→ **Direction**: Of the lines listed below, how many contain the string "React"? Answer with the number alone.

→ **Information provided**:
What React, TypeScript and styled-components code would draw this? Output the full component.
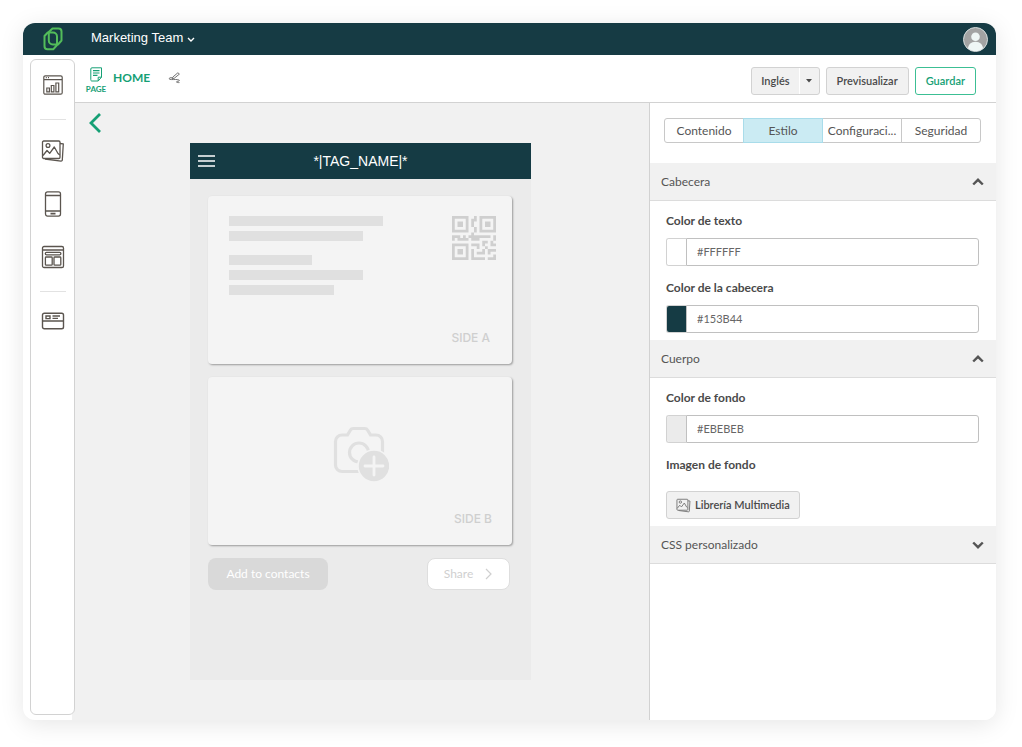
import React, { useState } from "react";
import styled, { createGlobalStyle, css } from "styled-components";

const GlobalStyle = createGlobalStyle`
  *, *::before, *::after { box-sizing: border-box; }
  body {
    margin: 0;
    background: #fff;
    color: #555;
    font-family: Lato, "Open Sans", sans-serif;
    font-size: 12px;
    line-height: 20px;
  }
  button, input { font: inherit; color: inherit; }
  button { cursor: pointer; }
  svg { display: block; flex: none; }
`;

const Page = styled.div`
  min-height: 100vh;
  padding: 23px 26px 27px 23px;
  display: flex;
`;

const Frame = styled.div`
  flex: 1;
  min-width: 0;
  display: flex;
  flex-direction: column;
  border-radius: 12px;
  overflow: hidden;
  background: #fff;
  box-shadow: 0 4px 24px rgba(0, 0, 0, 0.1);
`;

const TopBar = styled.header`
  height: 32px;
  display: flex;
  align-items: center;
  padding: 0 8px 0 20px;
  background: #163b44;
  color: #fff;
`;

const TeamButton = styled.button`
  display: flex;
  align-items: center;
  gap: 4px;
  margin-left: 28px;
  margin-right: auto;
  padding: 0 0 2px;
  border: 0;
  background: none;
  font-family: "Liberation Sans", Arial, sans-serif;
  font-size: 13px;
  svg { margin-top: 3px; }
`;

const PlainButton = styled.button`
  display: flex;
  align-items: center;
  justify-content: center;
  padding: 0;
  border: 0;
  background: none;
`;

const Workspace = styled.div`
  flex: 1;
  display: flex;
`;

const Sidebar = styled.nav`
  position: relative;
  width: 45px;
  margin: 4px -3px 5px 7px;
  padding-top: 11px;
  display: flex;
  flex-direction: column;
  align-items: center;
  border: 1px solid #d2d2d2;
  border-radius: 6px;
  background: #fff;
  color: #5b554f;
`;

const SideButton = styled(PlainButton)`
  width: 28px;
  height: 28px;
  & + & { margin-top: 25px; }
`;

const SideDivider = styled.hr<{ $after: number }>`
  width: 26px;
  height: 1px;
  margin: 20px 0 ${(p) => p.$after}px;
  border: 0;
  background: #e2e2e2;
`;

const Main = styled.div`
  flex: 1;
  min-width: 0;
  display: flex;
  flex-direction: column;
`;

const Toolbar = styled.div`
  height: 48px;
  display: flex;
  align-items: center;
  padding: 4px 20px 0 14px;
  border-bottom: 1px solid #d2d2d2;
`;

const PageBadge = styled.div`
  width: 20px;
  display: flex;
  flex-direction: column;
  align-items: center;
  gap: 3px;
  padding-bottom: 2px;
  color: #16a075;
  font-size: 8px;
  line-height: 8px;
  font-weight: 700;
`;

const TitleGroup = styled.div`
  display: flex;
  align-items: center;
  gap: 18px;
  padding: 0 0 5px 7px;
`;

const PageTitle = styled.h1`
  margin: 0;
  color: #16a075;
  font-size: 12px;
  line-height: 20px;
  font-weight: 700;
`;

const Actions = styled.div`
  margin-left: auto;
  display: flex;
  gap: 6px;
`;

const buttonBox = css`
  height: 28px;
  border: 1px solid #d2d2d2;
  border-radius: 3px;
  background: #f1f1f1;
  color: #4a4a4a;
  font-size: 11px;
  line-height: 20px;
  font-weight: 600;
`;

const ActionButton = styled.button<{ $primary?: boolean }>`
  ${buttonBox}
  padding: 0 10px;
  ${(p) =>
    p.$primary &&
    css`
      border-color: #3cbf94;
      background: #fff;
      color: #16a075;
    `}
`;

const SplitButton = styled.div`
  ${buttonBox}
  display: flex;
  button + button {
    width: 20px;
    border-left: 1px solid #fff;
  }
`;

const SplitPart = styled(PlainButton)`
  padding: 0 9px;
`;

const Columns = styled.div`
  flex: 1;
  display: flex;
`;

const Canvas = styled.main`
  flex: 1;
  display: grid;
  grid-template-columns: 1fr minmax(0, 341px) 1fr;
  align-items: start;
  padding-bottom: 39px;
  background: #f1f1f1;
`;

const BackButton = styled(PlainButton)`
  justify-self: start;
  margin: 9px 0 0 16px;
  color: #16a075;
`;

const Phone = styled.section`
  margin-top: 40px;
  min-height: 537px;
  background: #ebebeb;
`;

const PhoneHeader = styled.div`
  height: 36px;
  display: grid;
  grid-template-columns: 26px 1fr 26px;
  align-items: center;
  padding: 0 8px;
  background: #153b44;
  color: #fff;
  font-family: "Liberation Sans", Arial, sans-serif;
  font-size: 14px;
  text-align: center;
  button { justify-self: start; }
`;

const PhoneBody = styled.div`
  display: flex;
  flex-direction: column;
  gap: 13px;
  padding: 17px 19px 17px 18px;
`;

const Card = styled.article`
  height: 168px;
  display: flex;
  border-radius: 4px;
  background: #f4f4f4;
  box-shadow: 1px 1px 2px rgba(0, 0, 0, 0.35);
`;

const InfoCard = styled(Card)`
  justify-content: space-between;
  padding: 20px 16px 16px 21px;
`;

const Lines = styled.div`
  display: flex;
  flex-direction: column;
  gap: 5px;
`;

const Line = styled.div<{ $width: number; $spaced?: boolean }>`
  width: ${(p) => p.$width}px;
  height: 10px;
  margin-top: ${(p) => (p.$spaced ? 9 : 0)}px;
  background: #e0e0e0;
`;

const CardSide = styled.div`
  display: flex;
  flex-direction: column;
  align-items: flex-end;
  justify-content: space-between;
`;

const SideLabel = styled.span`
  margin-right: 6px;
  color: #cfcfcf;
  font-family: Inter, sans-serif;
  font-size: 12px;
  line-height: 20px;
  font-weight: 500;
`;

const PhotoCard = styled(Card)`
  flex-direction: column;
  align-items: flex-end;
  justify-content: space-between;
  padding: 49px 14px 16px 16px;
`;

const CameraSlot = styled.div`
  align-self: center;
`;

const CardActions = styled.div`
  display: flex;
  justify-content: space-between;
  padding-right: 2px;
`;

const ContactButton = styled.button`
  width: 120px;
  height: 32px;
  padding: 0;
  border: 0;
  border-radius: 8px;
  background: #d9d9d9;
  color: #fff;
`;

const ShareButton = styled.button`
  width: 83px;
  height: 32px;
  display: flex;
  align-items: center;
  justify-content: center;
  gap: 12px;
  padding: 0;
  border: 1px solid #dedede;
  border-radius: 8px;
  background: #fff;
  color: #cfcfcf;
`;

const Panel = styled.aside`
  width: 347px;
  border-left: 1px solid #d2d2d2;
  background: #fff;
`;

const Tabs = styled.div`
  display: flex;
  margin: 15px 15px 20px 14px;
`;

const Tab = styled.button<{ $active: boolean }>`
  flex: 1;
  min-width: 0;
  height: 25px;
  padding: 0;
  border: 1px solid #c8c8c8;
  background: #fff;
  white-space: nowrap;
  & + & { margin-left: -1px; }
  &:first-child { border-radius: 3px 0 0 3px; }
  &:last-child { border-radius: 0 3px 3px 0; }
  ${(p) =>
    p.$active &&
    css`
      z-index: 1;
      border-color: #a9dcea;
      background: #cbebf3;
    `}
`;

const SectionHeader = styled.button`
  width: 100%;
  height: 38px;
  display: flex;
  align-items: center;
  justify-content: space-between;
  padding: 0 12px 0 11px;
  border: 0;
  border-bottom: 1px solid #dcdcdc;
  background: #f1f1f1;
`;

const SectionBody = styled.div`
  display: flex;
  flex-direction: column;
  gap: 12px;
  padding: 10px 17px 7px 16px;
`;

const Field = styled.div`
  display: flex;
  flex-direction: column;
  gap: 7px;
`;

const MediaField = styled(Field)`
  align-items: flex-start;
  gap: 16px;
`;

const FieldLabel = styled.label`
  color: #4a4a4a;
  font-weight: 700;
`;

const ColorRow = styled.div`
  height: 28px;
  display: flex;
`;

const Swatch = styled.input`
  appearance: none;
  width: 20px;
  height: 28px;
  padding: 0;
  border: 1px solid #d2d2d2;
  border-right: 0;
  border-radius: 3px 0 0 3px;
  background: none;
  overflow: hidden;
  &::-webkit-color-swatch-wrapper { padding: 0; }
  &::-webkit-color-swatch { border: 0; border-radius: 0; }
`;

const HexInput = styled.input`
  flex: 1;
  min-width: 0;
  padding: 0 10px;
  border: 1px solid #c0c0c0;
  border-radius: 0 3px 3px 0;
  background: #fff;
  color: #666;
  font-size: 11px;
`;

const MediaButton = styled.button`
  ${buttonBox}
  display: flex;
  align-items: center;
  gap: 4px;
  padding: 0 9px;
  svg { color: #777; }
`;

const Logo = () => (
  <svg width="20" height="24" viewBox="0 0 20 24" fill="none" stroke="#53bd5a" strokeWidth="2" strokeLinejoin="round" aria-label="Logo">
    <path d="M9.500 1.500h6a3 3 0 0 1 3 3v9l-3.500 4H9.800a4 4 0 0 1-4-4V5z" />
    <path d="M4.800 5.500h5.200a4 4 0 0 1 4 4V18l-3.800 4.300H4.500a3 3 0 0 1-3-3V9z" />
  </svg>
);

const Avatar = () => (
  <svg width="25" height="25" viewBox="0 0 25 25" aria-hidden="true">
    <defs>
      <clipPath id="avatar-clip">
        <circle cx="12.500" cy="12.500" r="11.500" />
      </clipPath>
    </defs>
    <circle cx="12.500" cy="12.500" r="12" fill="#a3a3a3" stroke="#d5dcdc" />
    <g fill="#eff6f5" clipPath="url(#avatar-clip)">
      <circle cx="12.500" cy="9.800" r="4.300" />
      <path d="M4.800 23c0-5.500 3.200-8.300 7.700-8.300s7.700 2.800 7.700 8.300v3H4.800z" />
    </g>
  </svg>
);

type ChevronProps = { d: string; width: number; height: number; stroke: number };
const Chevron = ({ d, width, height, stroke }: ChevronProps) => (
  <svg width={width} height={height} viewBox={`0 0 ${width} ${height}`} fill="none" stroke="currentColor" strokeWidth={stroke} aria-hidden="true">
    <path d={d} />
  </svg>
);

const StatsIcon = () => (
  <svg width="20" height="20" viewBox="0 0 20 20" fill="none" stroke="currentColor" strokeWidth="1.2" aria-hidden="true">
    <rect x="0.800" y="0.800" width="18.400" height="18.400" rx="1.500" />
    <path d="M1 4.600h18M2.800 2.700h1M5 2.700h1" />
    <path d="M3.800 13h2.600v3.800H3.800zM8.300 10.500h2.600v6.300H8.300zM12.900 8h2.800v8.800h-2.800z" />
  </svg>
);

const GalleryIcon = ({ size, stroke }: { size: number; stroke: number }) => (
  <svg width={size} height={size} viewBox="0 0 24 24" fill="none" stroke="currentColor" strokeWidth={stroke} strokeLinejoin="round" aria-hidden="true">
    <rect x="1.500" y="2" width="17.500" height="17.500" rx="1.200" />
    <path d="M19 4.500l3.300.3-1 16.200a1.200 1.200 0 0 1-1.300 1.100L4 20" />
    <circle cx="7" cy="6.500" r="1.900" />
    <path d="M2 16.500l4-5 2.700 2.800L13.300 8l3.700 6.500 1.800 1.500" />
  </svg>
);

const PhoneIcon = () => (
  <svg width="18" height="26" viewBox="0 0 18 26" fill="none" stroke="currentColor" strokeWidth="1.300" aria-hidden="true">
    <rect x="1.500" y="0.900" width="15" height="24.200" rx="2" />
    <path d="M1.500 4.500h15M1.500 20h15" />
    <path d="M6.500 22.600h5" strokeWidth="1.600" />
  </svg>
);

const LayoutIcon = () => (
  <svg width="24" height="24" viewBox="0 0 24 24" fill="none" stroke="currentColor" strokeWidth="1.300" aria-hidden="true">
    <rect x="1.500" y="1.500" width="21" height="21" rx="1.600" />
    <path d="M1.500 5h21" />
    <rect x="4.300" y="7.400" width="15.600" height="2.400" rx="1.200" />
    <rect x="4.400" y="12" width="6.800" height="8.200" rx="0.800" />
    <rect x="13" y="12" width="6.800" height="8.200" rx="0.800" />
  </svg>
);

const CardIcon = () => (
  <svg width="24" height="18" viewBox="0 0 24 18" fill="none" stroke="currentColor" strokeWidth="1.400" aria-hidden="true">
    <rect x="1.500" y="1.200" width="21" height="15.600" rx="1.800" />
    <path d="M1.500 9h21M5 4h4v2.600H5zM11.500 4h7.500M11.500 6.400h5.500" />
  </svg>
);

const DocIcon = () => (
  <svg width="13" height="15" viewBox="0 0 13 15" fill="none" stroke="currentColor" strokeWidth="1" aria-hidden="true">
    <path d="M2 .8h9.500v9.400L8.200 14H2c-1 0-1.200-.500-1.200-1.300V2C.8 1.200 1.200.8 2 .8zM11.500 10.200H8.200V14" />
    <path d="M3 3.600h6.500M3 6h6.500M3 8.400h4.500" strokeWidth="1.200" />
  </svg>
);

const RenameIcon = () => (
  <svg width="13" height="12" viewBox="0 0 13 12" fill="none" stroke="#666" strokeWidth="0.900" strokeLinecap="round" strokeLinejoin="round" aria-hidden="true">
    <path d="M10.200 1l1.200 1.100-5.300 4.300-2 .6.700-1.700z" />
    <path d="M4.100 5.800C2.200 5.300 1 6 1.200 6.900c.3 1 3.300.6 6.500.6 2.300 0 3.700.300 3.700 1.100 0 .9-2.700.300-2.900 1.200-.1.700 1.300.900 2.600.8" />
  </svg>
);

const QrIcon = () => (
  <svg width="44" height="44" viewBox="0 0 16 16" fill="#cfcfcf" aria-label="QR">
    <path
      fillRule="evenodd"
      d="M0 0h6v6H0zM1 1v4h4V1zM2 2h2v2H2zM10 0h6v6h-6zM11 1v4h4V1zM12 2h2v2h-2zM0 10h6v6H0zM1 11v4h4v-4zM2 12h2v2H2z"
    />
    <path d="M8 0h1v2H8v2h1v2H8v1H7v-1h1V4H7V1h1zM0 7h3v1h3v1H2V8H1v1H0zM4 7h1v1H4zM7 6h1v1h6v1H10v1H7V8H6V7h1zM15 7h1v2h-1zM7 10h3v2H9v-1H7zM7 12h1v3h4v1H7zM9 13h2v-1h1v2H9zM11 9h2v1h-1v1h-1zM12 11h1v1h-1zM14 9h1v1h1v1h-2zM13 12h3v1h-2v1h-1zM15 14h1v2h-3v-1h2z" />
  </svg>
);

const CameraIcon = () => (
  <svg width="56" height="56" viewBox="0 0 56 56" fill="none" aria-hidden="true">
    <path
      d="M31 45.500H9a6.500 6.500 0 0 1-6.500-6.500V15.500A6.500 6.500 0 0 1 9 9h5.500l2.800-4.800a3.500 3.500 0 0 1 3-1.700h11.400a3.500 3.500 0 0 1 3 1.700L37.500 9H43a6.500 6.500 0 0 1 6.500 6.500V29"
      stroke="#e0e0e0"
      strokeWidth="3.200"
    />
    <circle cx="26" cy="26.500" r="9.500" stroke="#e0e0e0" strokeWidth="3.200" />
    <circle cx="41" cy="40" r="16" fill="#e0e0e0" stroke="#f4f4f4" strokeWidth="1.600" />
    <path d="M41 31v18M32 40h18" stroke="#f4f4f4" strokeWidth="2.800" strokeLinecap="round" />
  </svg>
);

const MenuIcon = () => (
  <svg width="17" height="12" viewBox="0 0 17 12" stroke="#fff" strokeWidth="1.700" aria-hidden="true">
    <path d="M0 1h17M0 6h17M0 11h17" />
  </svg>
);

const CaretIcon = () => (
  <svg width="6" height="4" viewBox="0 0 6 4" fill="currentColor" aria-hidden="true">
    <path d="M0 0h6L3 3.500z" />
  </svg>
);

function ColorField({ id, label, initial }: { id: string; label: string; initial: string }) {
  const [value, setValue] = useState(initial);
  return (
    <Field>
      <FieldLabel htmlFor={id}>{label}</FieldLabel>
      <ColorRow>
        <Swatch type="color" aria-label={label} value={value} onChange={(e) => setValue(e.target.value.toUpperCase())} />
        <HexInput id={id} type="text" value={value} onChange={(e) => setValue(e.target.value)} />
      </ColorRow>
    </Field>
  );
}

function Section({ title, initialOpen = true, children }: { title: string; initialOpen?: boolean; children?: React.ReactNode }) {
  const [open, setOpen] = useState(initialOpen);
  return (
    <section>
      <SectionHeader type="button" aria-expanded={open} onClick={() => setOpen(!open)}>
        {title}
        <Chevron width={12} height={8} stroke={2.4} d={open ? "M1.200 6.500L6 1.800l4.800 4.700" : "M1.200 1.500L6 6.200l4.800-4.700"} />
      </SectionHeader>
      {open && children && <SectionBody>{children}</SectionBody>}
    </section>
  );
}

const TAB_NAMES = ["Contenido", "Estilo", "Configuraci...", "Seguridad"];

export default function App() {
  const [tab, setTab] = useState("Estilo");
  return (
    <>
      <GlobalStyle />
      <Page>
        <Frame>
          <TopBar>
            <Logo />
            <TeamButton type="button">
              Marketing Team
              <Chevron width={8} height={6} stroke={1.4} d="M1 1l3 3 3-3" />
            </TeamButton>
            <PlainButton type="button" aria-label="Cuenta">
              <Avatar />
            </PlainButton>
          </TopBar>
          <Workspace>
            <Sidebar>
              <SideButton type="button" aria-label="Estadísticas"><StatsIcon /></SideButton>
              <SideDivider $after={17} />
              <SideButton type="button" aria-label="Galería"><GalleryIcon size={24} stroke={1.3} /></SideButton>
              <SideButton type="button" aria-label="Móvil"><PhoneIcon /></SideButton>
              <SideButton type="button" aria-label="Diseño"><LayoutIcon /></SideButton>
              <SideDivider $after={15} />
              <SideButton type="button" aria-label="Tarjeta"><CardIcon /></SideButton>
            </Sidebar>
            <Main>
              <Toolbar>
                <PageBadge>
                  <DocIcon />
                  PAGE
                </PageBadge>
                <TitleGroup>
                  <PageTitle>HOME</PageTitle>
                  <PlainButton type="button" aria-label="Renombrar"><RenameIcon /></PlainButton>
                </TitleGroup>
                <Actions>
                  <SplitButton>
                    <SplitPart type="button">Inglés</SplitPart>
                    <PlainButton type="button" aria-label="Elegir idioma"><CaretIcon /></PlainButton>
                  </SplitButton>
                  <ActionButton type="button">Previsualizar</ActionButton>
                  <ActionButton type="button" $primary>Guardar</ActionButton>
                </Actions>
              </Toolbar>
              <Columns>
                <Canvas>
                  <BackButton type="button" aria-label="Volver">
                    <Chevron width={14} height={22} stroke={2.8} d="M12 2L3 11l9 9" />
                  </BackButton>
                  <Phone>
                    <PhoneHeader>
                      <PlainButton type="button" aria-label="Menú"><MenuIcon /></PlainButton>
                      <span>*|TAG_NAME|*</span>
                    </PhoneHeader>
                    <PhoneBody>
                      <InfoCard>
                        <Lines>
                          <Line $width={154} />
                          <Line $width={134} />
                          <Line $width={83} $spaced />
                          <Line $width={134} />
                          <Line $width={105} />
                        </Lines>
                        <CardSide>
                          <QrIcon />
                          <SideLabel>SIDE A</SideLabel>
                        </CardSide>
                      </InfoCard>
                      <PhotoCard>
                        <CameraSlot><CameraIcon /></CameraSlot>
                        <SideLabel>SIDE B</SideLabel>
                      </PhotoCard>
                      <CardActions>
                        <ContactButton type="button">Add to contacts</ContactButton>
                        <ShareButton type="button">
                          Share
                          <Chevron width={8} height={12} stroke={1.2} d="M1 1l5 5-5 5" />
                        </ShareButton>
                      </CardActions>
                    </PhoneBody>
                  </Phone>
                </Canvas>
                <Panel>
                  <Tabs role="tablist">
                    {TAB_NAMES.map((name) => (
                      <Tab key={name} type="button" role="tab" aria-selected={tab === name} $active={tab === name} onClick={() => setTab(name)}>
                        {name}
                      </Tab>
                    ))}
                  </Tabs>
                  <Section title="Cabecera">
                    <ColorField id="text-color" label="Color de texto" initial="#FFFFFF" />
                    <ColorField id="header-color" label="Color de la cabecera" initial="#153B44" />
                  </Section>
                  <Section title="Cuerpo">
                    <ColorField id="body-color" label="Color de fondo" initial="#EBEBEB" />
                    <MediaField>
                      <FieldLabel htmlFor="media-library">Imagen de fondo</FieldLabel>
                      <MediaButton id="media-library" type="button">
                        <GalleryIcon size={15} stroke={1.5} />
                        Librería Multimedia
                      </MediaButton>
                    </MediaField>
                  </Section>
                  <Section title="CSS personalizado" initialOpen={false} />
                </Panel>
              </Columns>
            </Main>
          </Workspace>
        </Frame>
      </Page>
    </>
  );
}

→ **Output**: 3